Life cycle environmental and economic sustainability of Stirling engine micro‐CHP systems

Micro‐combined heat and power (micro‐CHP) systems have gained prominence in Europe and elsewhere, often attracting government incentives. Of the various micro‐CHP technologies, Stirling engine (SE) systems are often preferred over internal combustion engines, but their economic and environmental sustainability is unclear. This study uses life cycle assessment and life cycle costing to analyze SE micro‐CHP units, comparing the results to conventional natural gas boilers and grid electricity. Assuming highly‐efficient operation (77 % thermal; 13 % electrical efficiency), the SE system is preferable to conventional electricity and heat both economically and environmentally (for nine of 11 impacts).
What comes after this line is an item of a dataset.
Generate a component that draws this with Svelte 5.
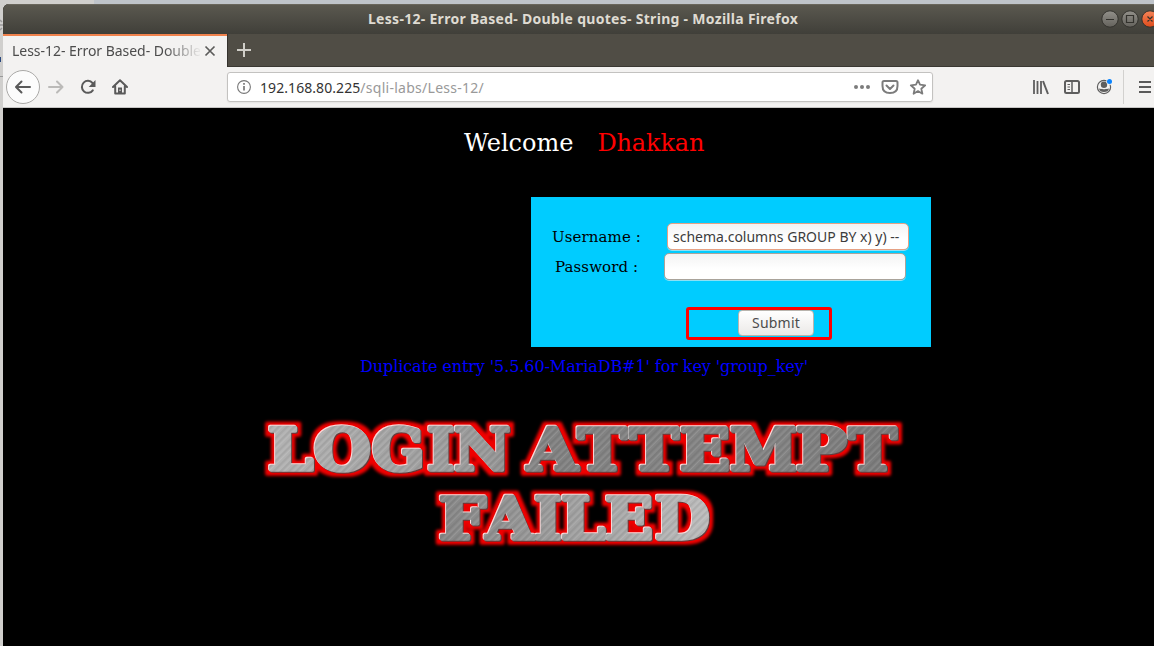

However, at more realistic efficiencies (71 % thermal; 6 % electrical), the SE system is uncompetitive, being worse for seven environmental impacts, including global warming, and incurring 9 % higher costs, despite subsidy. The choice of electricity, heat or combined output as a functional unit greatly affects the results. At low efficiencies, per unit of electricity, the SE system has on average 44 % worse environmental performance than grid electricity. However, per unit of heat it is, on average, 30 % better environmentally than the gas boiler, but the global warming potential (GWP) is 19 % worse. For combined energy output, the SE system has on average 3 % lower impacts than conventional alternatives, but the GWP is 16 % higher. Future improvements to the environmental impacts of the electricity grid mix, including its decarbonization, would further reduce any relative benefits of the SE system, calling into question the suitability of subsidy.